The RNC and the subtle rot of Trump’s reality TV presidency

The RNC and the subtle rot of Trump’s reality TV presidency

President Trump signs a document granting clemency to Jon Ponder during the second night of the Republican National Convention. | Republican National Committee via Getty Images

Why the RNC’s broadcasted naturalizations and pardon ceremony felt so wrong.

In theory, the president presiding over a naturalization ceremony should be a good thing: a way of signaling that our country is open to immigrants. But when President Trump did it during Tuesday’s Republican National Convention events, it felt like exploitation.

It wasn’t just the hypocrisy, the fact that Trump put on that display despite being the president most hostile to immigration, legal or otherwise, in modern history. It wasn’t even just the ethics of the thing, what appeared to be a blatant violation of the law prohibiting federal employees from engaging in electioneering.

At root, it was the way in which real live human beings — five people, new Americans achieving something they’ve wanted for years — participating in what should be a moving and deeply personal ritual, were reduced to bit players in a very special episode of the Trump show. They were being deployed for a specific purpose: to pull the wool over America’s eyes about who Donald Trump is. The scene was meant to reassure: Trump isn’t a xenophobe; look at these immigrants he’s welcoming — people of color to boot!

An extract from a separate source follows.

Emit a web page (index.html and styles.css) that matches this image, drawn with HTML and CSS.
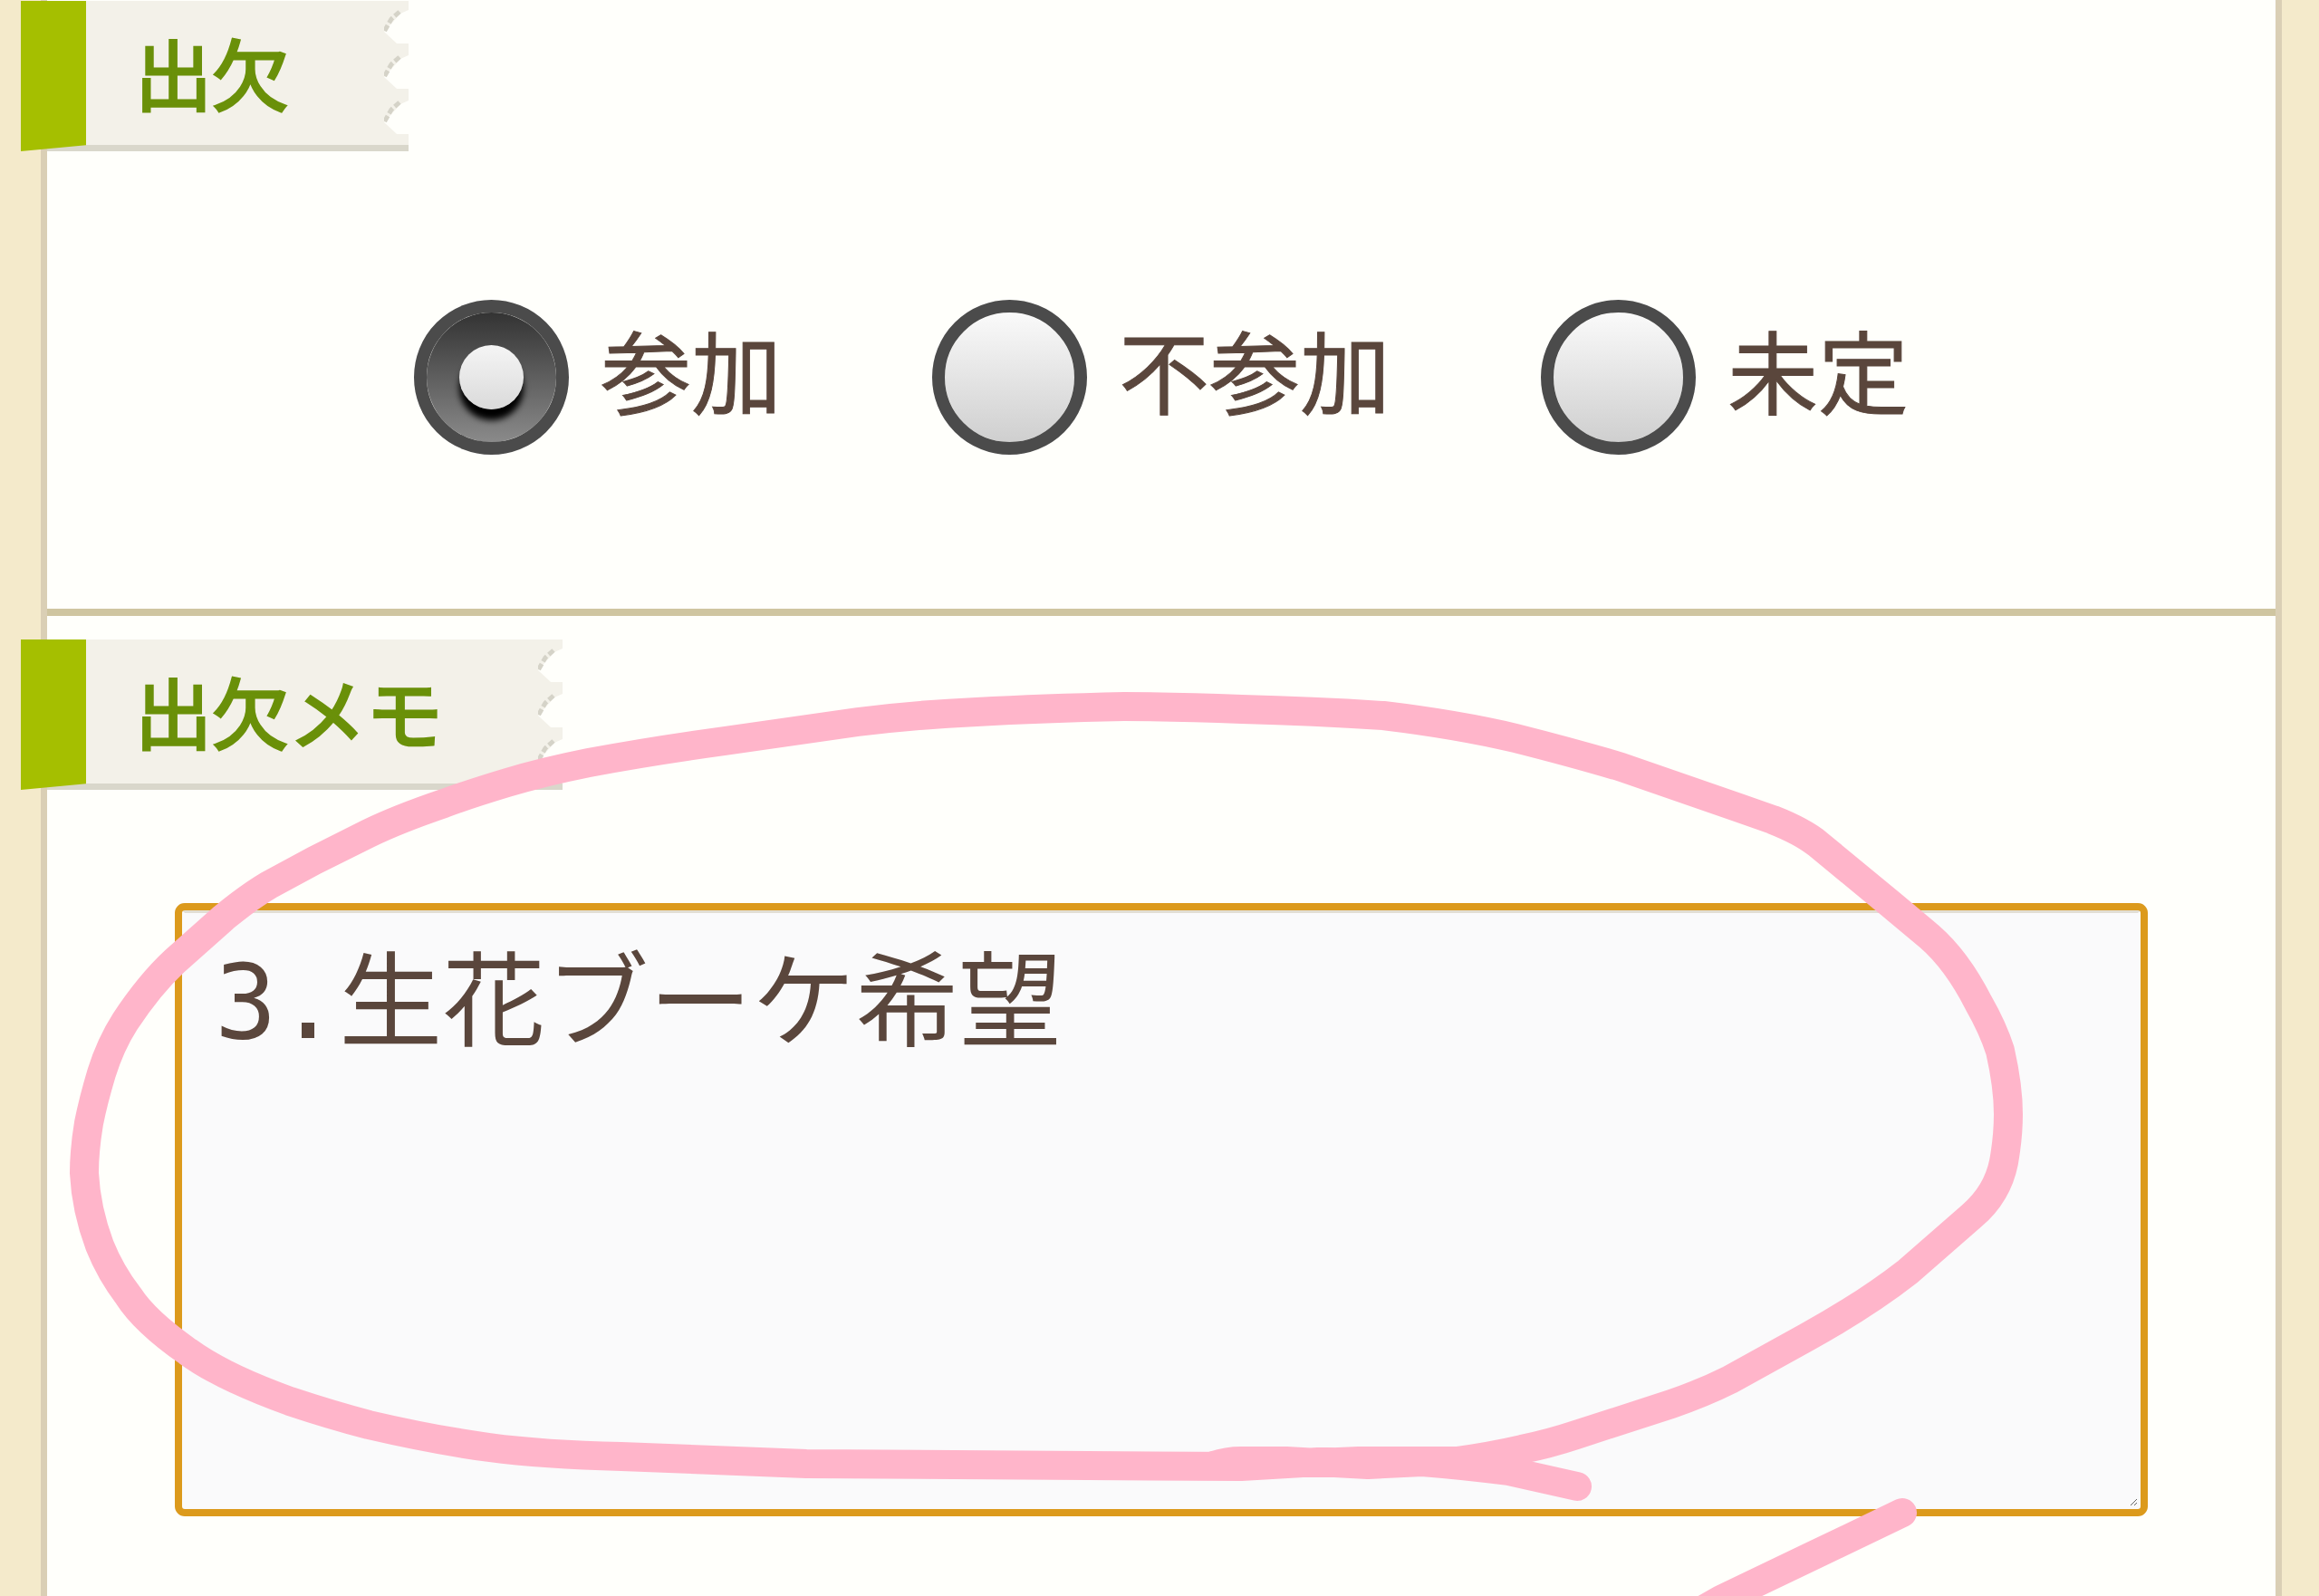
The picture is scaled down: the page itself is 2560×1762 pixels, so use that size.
FILE: index.html
```html
<!DOCTYPE html>
<html lang="ja">
<head>
<meta charset="utf-8">
<title>出欠</title>
<link rel="stylesheet" href="styles.css">
</head>
<body>
<svg class="shapes" width="0" height="0" aria-hidden="true">
  <symbol id="torn-edge" viewBox="0 0 27 159">
    <g id="teeth">
      <path d="M27 10L18 14L0 34L14 47H27Z" fill="#fffffb"/>
      <path d="M17 12L8 20L0 34" stroke="#d5d3c8" stroke-width="5" stroke-dasharray="7 3" fill="none"/>
    </g>
    <use href="#teeth" y="50"/>
    <use href="#teeth" y="100"/>
  </symbol>
</svg>
<form class="page">
  <section class="block attendance">
    <h2 class="tag" id="attendance-title">
      <span class="tab"></span>
      <span class="title">出欠</span>
      <svg class="torn" aria-hidden="true"><use href="#torn-edge"/></svg>
    </h2>
    <div class="choices" role="radiogroup" aria-labelledby="attendance-title">
      <label class="choice"><input type="radio" name="attend" checked>参加</label>
      <label class="choice"><input type="radio" name="attend">不参加</label>
      <label class="choice"><input type="radio" name="attend">未定</label>
    </div>
  </section>
  <section class="block memo">
    <h2 class="tag">
      <span class="tab"></span>
      <label class="title" for="memo">出欠メモ</label>
      <svg class="torn" aria-hidden="true"><use href="#torn-edge"/></svg>
    </h2>
    <textarea id="memo" class="note" spellcheck="false">3.生花ブーケ希望</textarea>
  </section>
</form>
<svg class="marker" viewBox="0 0 2560 1762" aria-hidden="true">
  <path d="M1340 1618Q1355 1613 1370 1613L1420 1613L1455 1615L1500 1613L1608 1613Q1645 1608 1680 1600Q1710 1594 1740 1584L1845 1550Q1880 1538 1910 1523L1995 1476Q2060 1440 2106 1404L2177 1342Q2205 1318 2212 1283Q2217 1255 2217 1230Q2217 1200 2208 1160Q2200 1135 2184 1107Q2160 1060 2130 1034L2087 998L2007 932Q1990 918 1957 905L1920 892L1790 847Q1740 832 1673 815Q1610 800 1527 790Q1450 785 1371 783Q1300 780 1241 780Q1150 782 1078 786Q1010 789 947 797L800 818Q720 829 650 842Q600 852 560 864Q520 876 490 887Q440 904 407 920L347 950L297 977Q275 990 247 1013L193 1061Q165 1087 138 1128Q122 1153 112 1185Q103 1215 98 1240Q93 1270 93 1295Q95 1335 110 1375Q122 1405 142 1431Q160 1459 207 1492Q245 1520 320 1547Q365 1562 407 1573Q480 1590 540 1598Q600 1606 686 1608L890 1616L1200 1618L1370 1619L1455 1614L1510 1617L1570 1614Q1620 1618 1665 1624L1741 1641"/>
  <path d="M2100 1670L2000 1718L1900 1766L1840 1800"/>
</svg>
</body>
</html>
```
FILE: styles.css
```css
* {
  box-sizing: border-box;
}

body {
  margin: 0;
  position: relative;
  overflow: hidden;
  min-height: 100vh;
  background: #f4eacb;
  color: #5a463c;
  font-family: "Noto Sans CJK JP", sans-serif;
}

.shapes {
  position: absolute;
}

.page {
  min-height: 100vh;
  margin: 0 41px 0 45px;
  border: solid #dacfb5;
  border-width: 0 7px;
  background: #fffffb;
}

.attendance {
  padding: 1px 0 169px;
  border-bottom: 8px solid #cfc5a0;
}

.memo {
  padding: 26px 141px 88px;
}

/* Section tags */
.tag {
  display: flex;
  width: max-content;
  height: 166px;
  margin: 0 0 0 -29px;
  color: #6a9009;
  font-size: 85px;
  font-weight: 400;
  line-height: 156px;
  -webkit-text-stroke: 3px #6a9009;
}

.memo .tag {
  margin-left: -170px;
}

.tab {
  position: relative;
  z-index: 1;
  width: 72px;
  background: #a5bf00;
  clip-path: polygon(0 0, 100% 0, 100% 96%, 0 100%);
}

.title {
  margin-left: -43px;
  padding: 0 105px 0 97px;
  background: #f3f1e9;
  border-bottom: 7px solid #d9d7cb;
}

.torn {
  width: 27px;
  height: 166px;
  background: #f3f1e9;
  border-bottom: 7px solid #d9d7cb;
}

/* Radio choices */
.choices {
  display: flex;
  justify-content: center;
  gap: 166px;
  margin-top: 164px;
}

.choice {
  display: flex;
  align-items: flex-start;
  gap: 35px;
  font-size: 100px;
  line-height: 152px;
  -webkit-text-stroke: 1px #5a463c;
}

.choice input {
  appearance: none;
  display: grid;
  place-items: center;
  width: 171px;
  height: 171px;
  margin: 0 0 1px;
  border: 14px solid #4b4b4b;
  border-radius: 50%;
  background: linear-gradient(#fafafa, #cfcfcf) padding-box;
}

.choice input:checked {
  background: linear-gradient(#333, #8a8a8a) padding-box;
}

.choice input:checked::before {
  content: "";
  width: 71px;
  height: 71px;
  border-radius: 50%;
  background: linear-gradient(#f5f5f5, #dadada);
  box-shadow: 0 12px 7px #000;
}

/* Memo field */
.note {
  display: block;
  width: 100%;
  height: 677px;
  margin: 125px 0 0;
  padding: 29px 33px;
  border: 11px solid #fafafb;
  border-top-color: #e2ded4;
  border-radius: 11px;
  outline: 8px solid #dc9a1c;
  outline-offset: -8px;
  background: #fafafb;
  color: inherit;
  font: 114px/140px "DejaVu Sans Mono", "Noto Sans CJK JP", monospace;
}

/* Hand-drawn marker over the form */
.marker {
  position: absolute;
  top: 0;
  left: 0;
  width: 100%;
  pointer-events: none;
  fill: none;
  stroke: #ffb5ca;
  stroke-width: 32;
  stroke-linecap: round;
  stroke-linejoin: round;
}
```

 Republican National Committee via Getty Images
President Trump hosts a naturalization ceremony for new citizens in a pre-recorded video broadcast during the virtual convention.

It was pure exploitation for a mendacious political production. And there have been other scenes like it — of the RNC using people and places as mere props for the Trump show — throughout the convention.

The problem isn’t that the RNC featured regular people. Every convention, including last week’s DNC, features stories of non-political figures who have been helped by the candidate or find them inspiring.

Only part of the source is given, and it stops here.